From here, though, the article does a little bait and switch. The articles argues that even though there has been an astonishing level of Asian American academic success, it is not nearly as much as the amount of hard work, the level of familial pressure, and the generally outstanding grades and accolades “would seem to merit.” And the reason the article provides is because of affirmative action:

“Racial prejudice of the sort that Jews faced may or may not be part of the problem, but affirmative action certainly is. Top universities tend to admit blacks and Hispanics with lower scores because of their history of disadvantage; and once the legacies, the sports stars, the politically well-connected and the rich people likely to donate new buildings (few of whom tend to be Asian) have been allotted their places, the number for people who are just high achievers is limited. Since the Ivies will not stop giving places to the privileged, because their finances depend on the generosity of the rich, the argument homes in on affirmative action.”

By framing this entire article through the lens of the lawsuit that is currently being levied by 64 Asian organizations against Harvard for discrimination in the admission process, the Economist seems to suggest that this is not simply an argument it puts forth, but rather, an argument being made by the majority of the Asian American community – that we are tired of their spots being taken by other, underqualified people of color as recompense for their history of disadvantage when we too have a history of disadvantage and are more qualified.

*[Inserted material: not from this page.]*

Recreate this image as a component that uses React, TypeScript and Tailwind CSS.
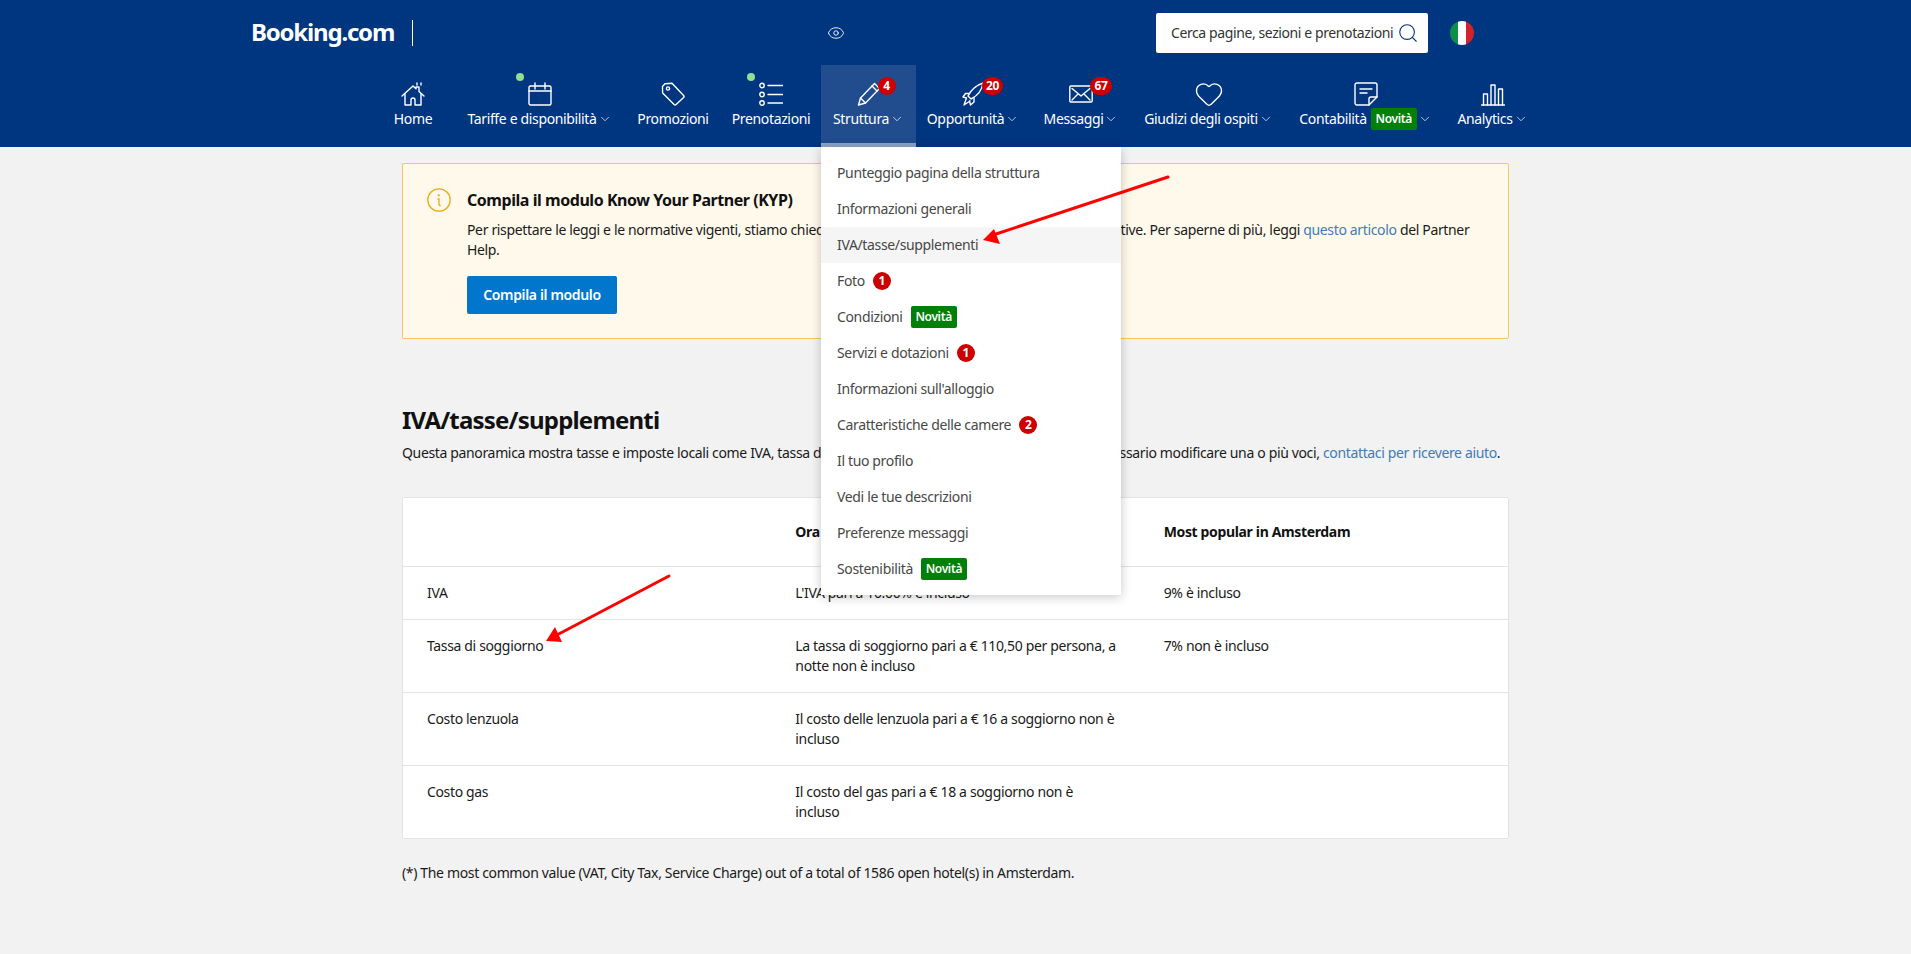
import { ChevronDown, Eye, Heart, Search } from 'lucide-react'
import type { ReactNode } from 'react'

const stroke = { fill: 'none', stroke: 'white', strokeWidth: 1.4, strokeLinecap: 'round', strokeLinejoin: 'round' } as const

const HomeIcon = () => (
  <svg viewBox="0 0 24 24" className="w-6 h-6" {...stroke}>
    <path d="M1 14 12 4l3 2.7V5h3v4.4l5 4.6" />
    <path d="M4 12v11h6v-5a2 2 0 0 1 4 0v5h6V12" />
    <path d="M16 1v2M20 1v2" />
  </svg>
)
const CalendarIcon = () => (
  <svg viewBox="0 0 24 24" className="w-6 h-6" {...stroke}>
    <rect x="1" y="4" width="22" height="19" rx="1.5" />
    <path d="M1 9h22M7 1v6M17 1v6" />
  </svg>
)
const TagIcon = () => (
  <svg viewBox="0 0 24 24" className="w-6 h-6" {...stroke}>
    <path d="M1.500 4.500 4 1.700 11 1.300 22.600 13.500a1.500 1.500 0 0 1 0 2l-7.500 7a1.500 1.500 0 0 1-2 0L1.600 11Z" />
    <circle cx="7" cy="6.500" r="1.600" />
  </svg>
)
const ListIcon = () => (
  <svg viewBox="0 0 24 24" className="w-6 h-6" {...stroke}>
    <circle cx="3" cy="3.500" r="2.200" />
    <circle cx="3" cy="12.500" r="2.200" />
    <circle cx="3" cy="21" r="2.200" />
    <path d="M9 3.500h15M9 12.500h15M9 21h15" />
  </svg>
)
const PencilIcon = () => (
  <svg viewBox="0 0 24 24" className="w-6 h-6" {...stroke}>
    <path d="M1.500 23 3.500 16 17.500 1.500l5 5L8.500 21Z" />
    <path d="M3.500 16 8.500 21M15 4l5 5" />
  </svg>
)
const RocketIcon = () => (
  <svg viewBox="0 0 24 24" className="w-6 h-6" {...stroke}>
    <path d="M22 1C16 3 10 8 7 14l3 3C16 14 21 8 22 1Z" />
    <path d="M8 11.500H4.500L2 15l3.500 1M13 15.500V20l-3.500 3-1-4M5.500 16 3 23l6-4" />
  </svg>
)
const MailIcon = () => (
  <svg viewBox="0 0 24 24" className="w-6 h-6" {...stroke}>
    <rect x="0.800" y="4" width="22.400" height="16" rx="1.200" />
    <path d="M3 6.500 12 14l9-7.500M3 18l6-6M21 18l-6-6" />
  </svg>
)
const NoteIcon = () => (
  <svg viewBox="0 0 24 24" className="w-6 h-6" {...stroke}>
    <path d="M3 1h18a2 2 0 0 1 2 2v12l-8 8H3a2 2 0 0 1-2-2V3a2 2 0 0 1 2-2Z" />
    <path d="M23 15h-6a2 2 0 0 0-2 2v6M6 7h12M6 11h7" />
  </svg>
)
const BarsIcon = () => (
  <svg viewBox="0 0 24 24" className="w-6 h-6" {...stroke}>
    <path d="M0.500 23h23" />
    <path d="M2.500 23V12h4v11M10 23V3h4v20M17.500 23V7h4v16" />
  </svg>
)

function Novita() {
  return <span className="inline-flex items-center justify-center w-[46px] h-[22px] rounded-[2px] bg-[#008009] text-white text-xs font-semibold">Novità</span>
}

function Count({ n, className }: { n: string; className: string }) {
  return <span className={`absolute flex items-center justify-center h-[18px] rounded-full bg-[#cc0000] text-white text-xs font-bold ${className}`}>{n}</span>
}

type NavItem = {
  label: string
  icon: ReactNode
  width: string
  caret?: boolean
  dot?: boolean
  badge?: ReactNode
  novita?: boolean
  active?: boolean
}

const nav: NavItem[] = [
  { label: 'Home', icon: <HomeIcon />, width: 'w-[60px]' },
  { label: 'Tariffe e disponibilità', icon: <CalendarIcon />, width: 'w-[165px] ml-[14px]', caret: true, dot: true },
  { label: 'Promozioni', icon: <TagIcon />, width: 'w-[96px] ml-[3px]' },
  { label: 'Prenotazioni', icon: <ListIcon />, width: 'w-[100px]', dot: true },
  { label: 'Struttura', icon: <PencilIcon />, width: 'w-[95px]', caret: true, active: true, badge: <Count n="4" className="w-[18px] left-[21px] -top-[5px]" /> },
  { label: 'Opportunità', icon: <RocketIcon />, width: 'w-[114px]', caret: true, badge: <Count n="20" className="w-[21px] left-[21px] -top-[5px]" /> },
  { label: 'Messaggi', icon: <MailIcon />, width: 'w-[96px] ml-[3px]', caret: true, badge: <Count n="67" className="w-[22px] left-[21px] -top-[5px]" /> },
  { label: 'Giudizi degli ospiti', icon: <Heart className="w-[30px] h-[30px] shrink-0" strokeWidth={1.1} />, width: 'w-[151px] ml-[4px]', caret: true },
  { label: 'Contabilità', icon: <NoteIcon />, width: 'w-[155px] ml-[4px]', caret: true, novita: true },
  { label: 'Analytics', icon: <BarsIcon />, width: 'w-[91px] ml-[4px]', caret: true },
]

const menu: { label: string; count?: string; novita?: boolean; hover?: boolean }[] = [
  { label: 'Punteggio pagina della struttura' },
  { label: 'Informazioni generali' },
  { label: 'IVA/tasse/supplementi', hover: true },
  { label: 'Foto', count: '1' },
  { label: 'Condizioni', novita: true },
  { label: 'Servizi e dotazioni', count: '1' },
  { label: "Informazioni sull'alloggio" },
  { label: 'Caratteristiche delle camere', count: '2' },
  { label: 'Il tuo profilo' },
  { label: 'Vedi le tue descrizioni' },
  { label: 'Preferenze messaggi' },
  { label: 'Sostenibilità', novita: true },
]

const rows = [
  { name: 'IVA', now: "L'IVA pari a 10.00% è incluso", popular: '9% è incluso', h: 'h-[53px]', pad: 'pr-[18px]' },
  { name: 'Tassa di soggiorno', now: 'La tassa di soggiorno pari a € 110,50 per persona, a notte non è incluso', popular: '7% non è incluso', h: 'h-[73px]', pad: 'pr-[18px]' },
  { name: 'Costo lenzuola', now: 'Il costo delle lenzuola pari a € 16 a soggiorno non è incluso', popular: '', h: 'h-[73px]', pad: 'pr-[18px]' },
  { name: 'Costo gas', now: 'Il costo del gas pari a € 18 a soggiorno non è incluso', popular: '', h: 'h-[73px]', pad: 'pr-6' },
]

function Dropdown() {
  return (
    <div className="absolute left-0 top-[82px] z-20 w-[300px] bg-white py-2 shadow-[0_2px_10px_rgba(0,0,0,0.22)]">
      {menu.map((m) => (
        <div key={m.label} className={`flex items-center gap-2 h-9 px-4 text-sm text-[#474747] ${m.hover ? 'bg-[#f5f5f5]' : ''}`}>
          <span>{m.label}</span>
          {m.count && <span className="flex items-center justify-center w-[18px] h-[18px] rounded-full bg-[#cc0000] text-white text-xs font-bold">{m.count}</span>}
          {m.novita && <Novita />}
        </div>
      ))}
    </div>
  )
}

function Header() {
  return (
    <header className="bg-[#003580] h-[147px] text-white">
      <div className="flex items-center h-[65px]">
        <span className="ml-[251px] w-[145px] -mt-[2px] text-[24px] font-bold tracking-[-1.2px] whitespace-nowrap">Booking.com</span>
        <span className="ml-[16px] w-px h-[26px] bg-white" />
        <Eye className="ml-[414px] w-[18px] h-[18px]" strokeWidth={1.2} />
        <div className="ml-[311px] flex items-center justify-between w-[272px] h-10 pl-[15px] pr-[9px] rounded-[2px] bg-white">
          <span className="text-sm tracking-[-0.4px] text-[#333333] whitespace-nowrap">Cerca pagine, sezioni e prenotazioni</span>
          <Search className="w-[22px] h-[22px] text-[#003580] shrink-0" strokeWidth={1.2} />
        </div>
        <div className="ml-[22px] flex w-6 h-6 rounded-full overflow-hidden">
          <span className="flex-1 bg-[#0b8f4a]" />
          <span className="flex-1 bg-white" />
          <span className="flex-1 bg-[#d2232a]" />
        </div>
      </div>
      <nav className="flex ml-[383px] h-[82px]">
        {nav.map((item) => (
          <div
            key={item.label}
            className={`relative flex flex-col items-center shrink-0 pt-[17px] border-b-4 ${item.width} ${item.active ? 'bg-[#214d8f] border-[#8ca3c6]' : 'border-transparent'}`}
          >
            <div className="relative flex items-center justify-center w-6 h-6">
              {item.icon}
              {item.badge}
              {item.dot && <span className="absolute -left-[12px] -top-[9px] w-2 h-2 rounded-full bg-[#8fe08f]" />}
            </div>
            <div className="flex items-center h-5 mt-[3px] text-sm whitespace-nowrap">
              <span>{item.label}</span>
              {item.novita && <span className="ml-1"><Novita /></span>}
              {item.caret && <ChevronDown className="ml-[1px] w-[14px] h-[14px]" strokeWidth={1.2} />}
            </div>
            {item.active && <Dropdown />}
          </div>
        ))}
      </nav>
    </header>
  )
}

function Arrows() {
  return (
    <svg className="absolute inset-0 z-30 w-[1911px] h-[954px] pointer-events-none" viewBox="0 0 1911 954">
      <path d="M1168 177 990 236" stroke="#ff0000" strokeWidth="3" strokeLinecap="round" />
      <path d="M983 240 994 229 1000 244Z" fill="#ff0000" />
      <path d="M669 576 553 637" stroke="#ff0000" strokeWidth="3" strokeLinecap="round" />
      <path d="M546 641 555 627 562 642Z" fill="#ff0000" />
    </svg>
  )
}

export default function App() {
  return (
    <div className="relative min-h-screen bg-[#f2f2f2] text-[#1a1a1a] tracking-[-0.35px] font-['Noto_Sans',sans-serif]">
      <Header />
      <main className="w-[1107px] ml-[402px]">
        <div className="flex gap-4 mt-4 p-6 rounded-[2px] border border-[#f5c95c] bg-[#fff9eb]">
          <svg viewBox="0 0 24 24" className="w-6 h-6 shrink-0" fill="none" stroke="#e8ac1c" strokeWidth="1.300" strokeLinecap="round">
            <circle cx="12" cy="12" r="11.200" />
            <path d="M11 11h1v5.500c0 .8.400 1 1.200 1" />
            <circle cx="11.800" cy="7.300" r="0.500" />
          </svg>
          <div className="min-w-0 flex-1">
            <h2 className="h-6 leading-6 text-base font-bold tracking-[-0.45px] text-[#111111]">Compila il modulo Know Your Partner (KYP)</h2>
            <p className="mt-2 max-w-[1010px] text-sm leading-5">
              Per rispettare le leggi e le normative vigenti, stiamo chiedendo ai partner alcuni dati sulle tue attività ricettive. Per saperne di più, leggi{' '}
              <a className="text-[#3f7cb8]">questo articolo</a> del Partner Help.
            </p>
            <button className="mt-4 w-[150px] h-[38px] rounded-[2px] bg-[#0077cc] text-white text-sm font-semibold">Compila il modulo</button>
          </div>
        </div>

        <h1 className="mt-[65px] h-8 leading-8 text-2xl font-bold tracking-[-0.8px] text-[#111111]">IVA/tasse/supplementi</h1>
        <p className="mt-[7px] text-sm leading-5 whitespace-nowrap">
          Questa panoramica mostra tasse e imposte locali come IVA, tassa di soggiorno e altri costi della struttura. Se è necessario modificare una o più voci,{' '}
          <a className="text-[#3f7cb8]">contattaci per ricevere aiuto</a>.
        </p>

        <div className="mt-[34px] rounded-[2px] border border-[#e3e3e3] bg-white text-sm leading-5">
          <div className="grid grid-cols-3 h-[68px] items-center font-bold text-[#111111]">
            <div className="px-6" />
            <div className="px-6">Ora</div>
            <div className="px-6">Most popular in Amsterdam</div>
          </div>
          {rows.map((r) => (
            <div key={r.name} className={`grid grid-cols-3 border-t border-[#e3e3e3] pt-4 ${r.h}`}>
              <div className="px-6">{r.name}</div>
              <div className={`pl-6 ${r.pad}`}>{r.now}</div>
              <div className="px-6">{r.popular}</div>
            </div>
          ))}
        </div>

        <p className="mt-6 pb-[71px] text-sm leading-5">(*) The most common value (VAT, City Tax, Service Charge) out of a total of 1586 open hotel(s) in Amsterdam.</p>
      </main>
      <Arrows />
    </div>
  )
}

Yet, where the Economist sees a complaint against affirmative action, against other racial minorities in the United States, I see a complaint against the solution that the American institutions and government have offered to the problem of racism.

As the article pointed out, the Asian American community was not spared the discrimination so commonly experienced by groups of color. No compensation or even formal apology has ever been issued, however, as redress for those decades of deprivation, discrimination, and violation.

After the 1882 Chinese Exclusion Act, we received no apology from Congress. After Brown v. Board of Education, there was no judicial decision aimed at integrating Asians into the white school systems despite Yick Wo v. Hopkins, decided in 1886, designating Asians as “colored” and barring Asian Americans from attending white schools as expressly as blacks were barred in Plessy v. Ferguson from riding in white train cars. After Korematsu v. United States stripped Japanese Americans of their guaranteed rights as citizens and ordered all ethnic Japanese in the United States into internment camps regardless of citizenship, we received no compensation for our losses of property and deprivation of liberty.

What limited redress and compensation that has been provided by the American institutions over the years has been on stark black and white terms.

I do not and cannot speak for all Asian Americans – as the Economist acknowledges, the Asian American population is extremely diverse. It is possible that those filing the lawsuit against Harvard truly are bitter against black, Latino, and other underrepresented minority students, as the article suggests. However, I personally do not begrudge any group of color receiving compensation for the wrongs that the American government has done to it over the years. What I begrudge is the government and other institutions providing an institutional remedy in exclusive terms of black and white, when for centuries, they propagated wrongs under a system of white and colored, with the latter encompassing all those unfortunate enough to have a drop of blood other than Caucasian. What I begrudge are these institutions trying to sweep under the rug years of wrongs that it has inflicted upon certain groups instead of giving them their due compensation. What I begrudge are the continuation of excuses like “Ivies will not stop giving places to the privileged [i.e. white] because their finances depend on the generosity of the rich,” and the insistence that hence, the only way to make spots for those who have been deprived is to take from others who have also been deprived.

That is not a solution; it is a compromise. And after decades of being compromised, you can bet I am “losing patience.”